* To be done:
From the first line of the data down to and including the line with "string; small?: boolean;", copy everything exactly, leaving out pictures.
· · · · · · ·
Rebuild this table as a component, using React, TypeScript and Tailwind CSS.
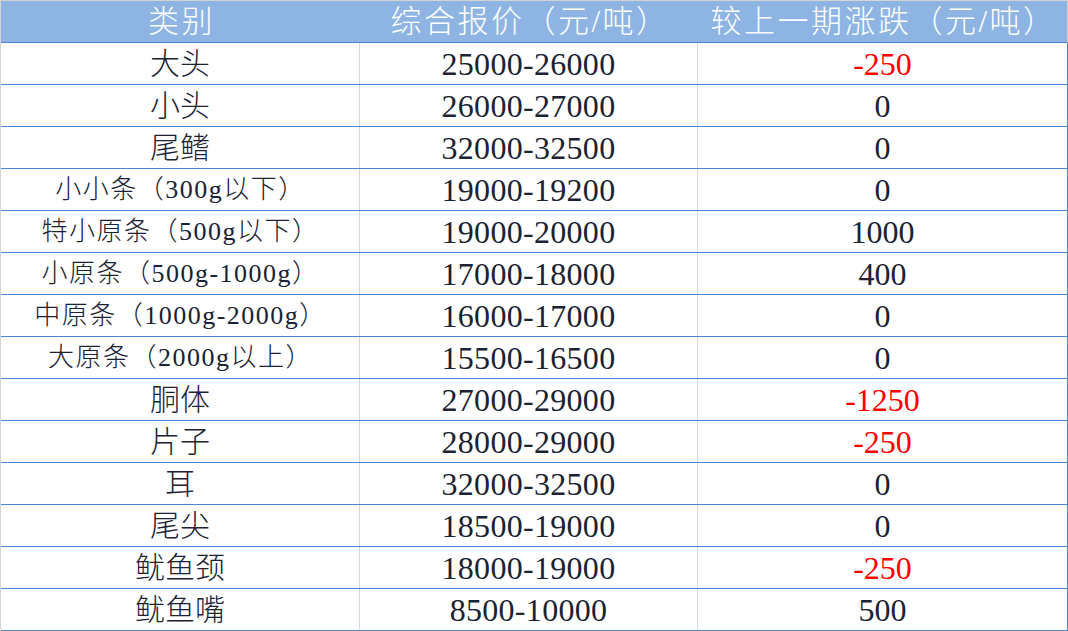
import React from "react";

type Row = { name: string; small?: boolean; price: string; change: string };

const rows: Row[] = [
  { name: "大头", price: "25000-26000", change: "-250" },
  { name: "小头", price: "26000-27000", change: "0" },
  { name: "尾鳍", price: "32000-32500", change: "0" },
  { name: "小小条（300g以下）", small: true, price: "19000-19200", change: "0" },
  { name: "特小原条（500g以下）", small: true, price: "19000-20000", change: "1000" },
  { name: "小原条（500g-1000g）", small: true, price: "17000-18000", change: "400" },
  { name: "中原条（1000g-2000g）", small: true, price: "16000-17000", change: "0" },
  { name: "大原条（2000g以上）", small: true, price: "15500-16500", change: "0" },
  { name: "胴体", price: "27000-29000", change: "-1250" },
  { name: "片子", price: "28000-29000", change: "-250" },
  { name: "耳", price: "32000-32500", change: "0" },
  { name: "尾尖", price: "18500-19000", change: "0" },
  { name: "鱿鱼颈", price: "18000-19000", change: "-250" },
  { name: "鱿鱼嘴", price: "8500-10000", change: "500" },
];

const font = { fontFamily: '"Liberation Serif", "Noto Sans CJK SC", serif' };

export default function App() {
  return (
    <div
      className="w-[1068px] h-[631px] bg-white border-t border-l border-[#d4d4d4] overflow-hidden"
      style={font}
    >
      <div className="grid grid-cols-[359px_338px_1fr] h-[42px] bg-[#8db4e2] border-b border-r border-b-[#4a86d4] border-r-[#d4d4d4] text-white text-[31px] font-light leading-none tracking-[2.5px]">
        <div className="flex items-center justify-center pl-[2px]">类别</div>
        <div className="flex items-center justify-center pl-[2px]">综合报价（元/吨）</div>
        <div className="flex items-center justify-center pl-[2px]">较上一期涨跌（元/吨）</div>
      </div>
      {rows.map((r, i) => (
        <div
          key={i}
          className="grid grid-cols-[359px_338px_1fr] h-[42px] border-b border-r border-[#4a86d4] text-[#1a2233] leading-none"
        >
          <div
            className={`flex items-center justify-center border-r border-[#d9d9d9] font-light ${
              r.small ? "text-[26px] tracking-[1.5px] pl-[1px]" : "text-[30px]"
            }`}
          >
            {r.name}
          </div>
          <div className="flex items-center justify-center border-r border-[#d9d9d9] text-[32px] tracking-[0.3px]">
            {r.price}
          </div>
          <div
            className={`flex items-center justify-center text-[32px] ${
              r.change.startsWith("-") ? "text-[#ff0000]" : ""
            }`}
          >
            {r.change}
          </div>
        </div>
      ))}
    </div>
  );
}
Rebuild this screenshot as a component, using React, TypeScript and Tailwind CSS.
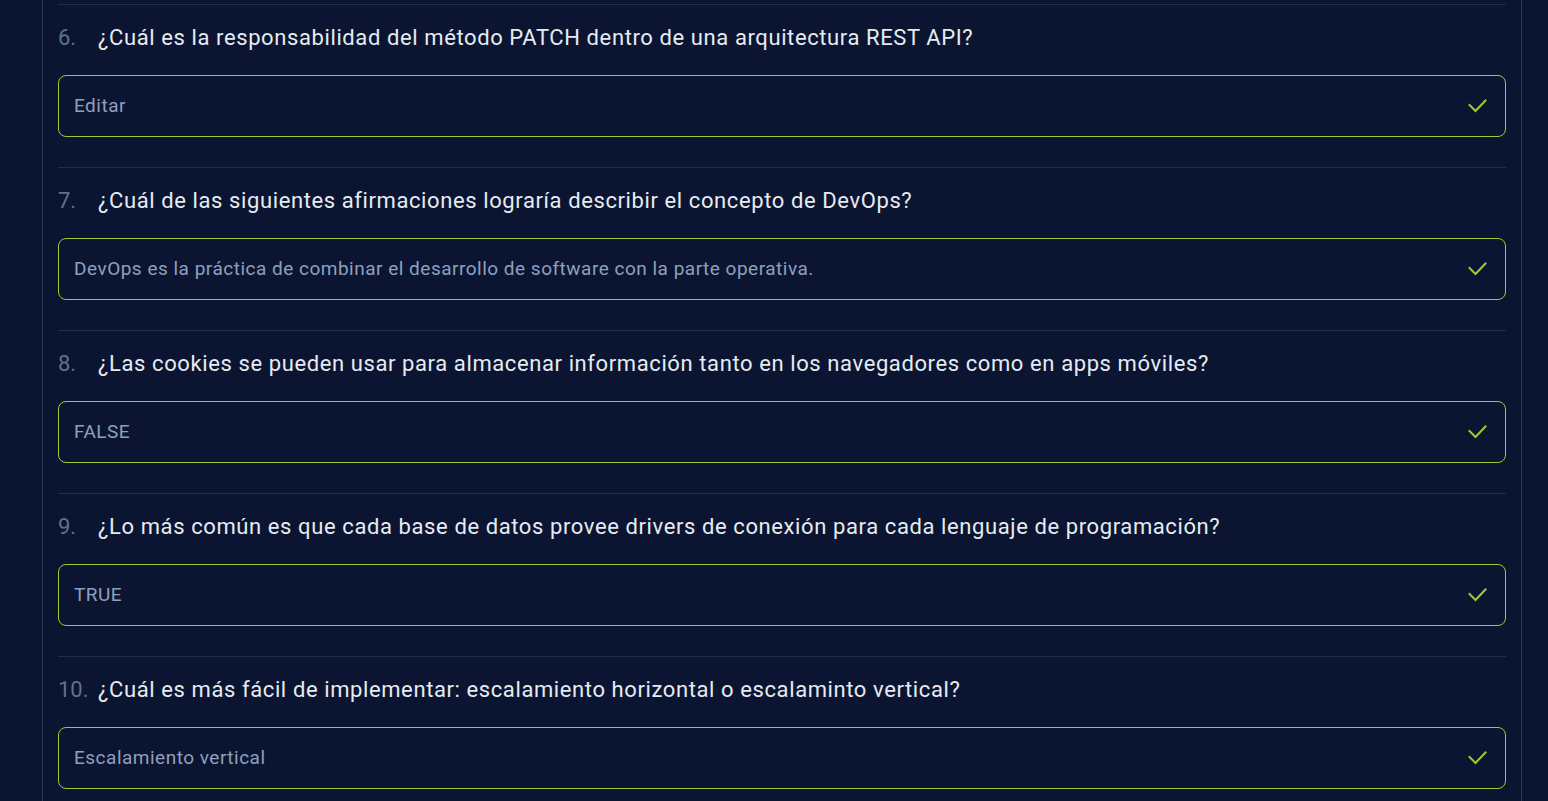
const items = [
  {
    n: "6.",
    q: "¿Cuál es la responsabilidad del método PATCH dentro de una arquitectura REST API?",
    a: "Editar",
  },
  {
    n: "7.",
    q: "¿Cuál de las siguientes afirmaciones lograría describir el concepto de DevOps?",
    a: "DevOps es la práctica de combinar el desarrollo de software con la parte operativa.",
  },
  {
    n: "8.",
    q: "¿Las cookies se pueden usar para almacenar información tanto en los navegadores como en apps móviles?",
    a: "FALSE",
  },
  {
    n: "9.",
    q: "¿Lo más común es que cada base de datos provee drivers de conexión para cada lenguaje de programación?",
    a: "TRUE",
  },
  {
    n: "10.",
    q: "¿Cuál es más fácil de implementar: escalamiento horizontal o escalaminto vertical?",
    a: "Escalamiento vertical",
  },
];

const CheckMark = () => (
  <svg width="19" height="14" viewBox="0 0 19 14" fill="none" className="shrink-0">
    <path
      d="M1.5 6 L7.5 12 L17.5 1.5"
      stroke="#9acd32"
      strokeWidth="2"
      strokeLinecap="square"
    />
  </svg>
);

export default function App() {
  return (
    <div
      className="h-[801px] overflow-hidden bg-[#0b1531]"
      style={{ fontFamily: "Roboto, 'Noto Sans', sans-serif" }}
    >
      <div className="ml-[42px] w-[1480px] border-x border-[#2a3a5e] px-[15px] -mt-[159px]">
        {[{ n: "", q: "", a: "" }, ...items].map((it, i) => (
          <div key={i} className="border-t border-[#1f2e4d] pt-[18px] pb-[30px]">
            <div className="flex items-center h-7 text-[22px] tracking-[0.6px] whitespace-nowrap">
              <span className="w-[40px] text-[#5f7190] tracking-normal">{it.n}</span>
              <span className="text-[#e6ebf2]">{it.q}</span>
            </div>
            <div className="mt-6 h-[62px] rounded-lg border border-[#9acd32] pl-[15px] pr-4 flex items-center justify-between">
              <span className="text-[19px] tracking-[0.5px] text-[#8ea0bf]">{it.a}</span>
              <span className="mr-[2px]">
                <CheckMark />
              </span>
            </div>
          </div>
        ))}
      </div>
    </div>
  );
}
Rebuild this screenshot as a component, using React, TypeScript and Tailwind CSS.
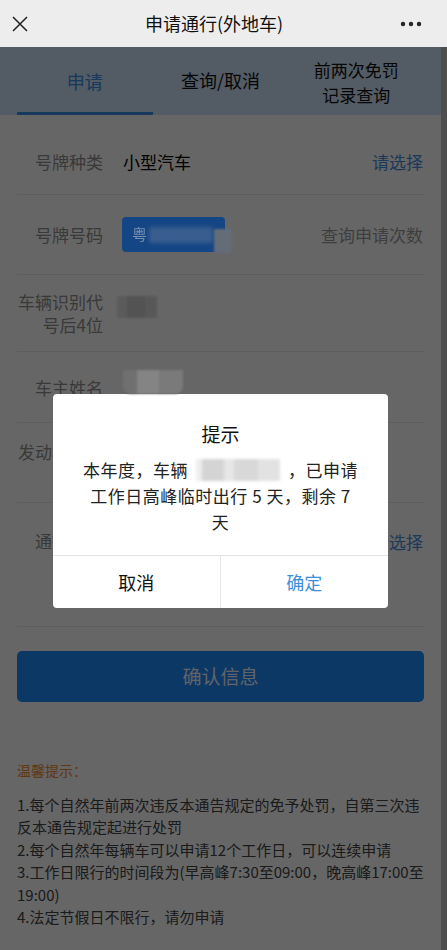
· · · · · · ·
* Result of this exercise:
Rebuild this table as a component, using React, TypeScript and Tailwind CSS.
import React from "react";

type Row = { name: string; small?: boolean; price: string; change: string };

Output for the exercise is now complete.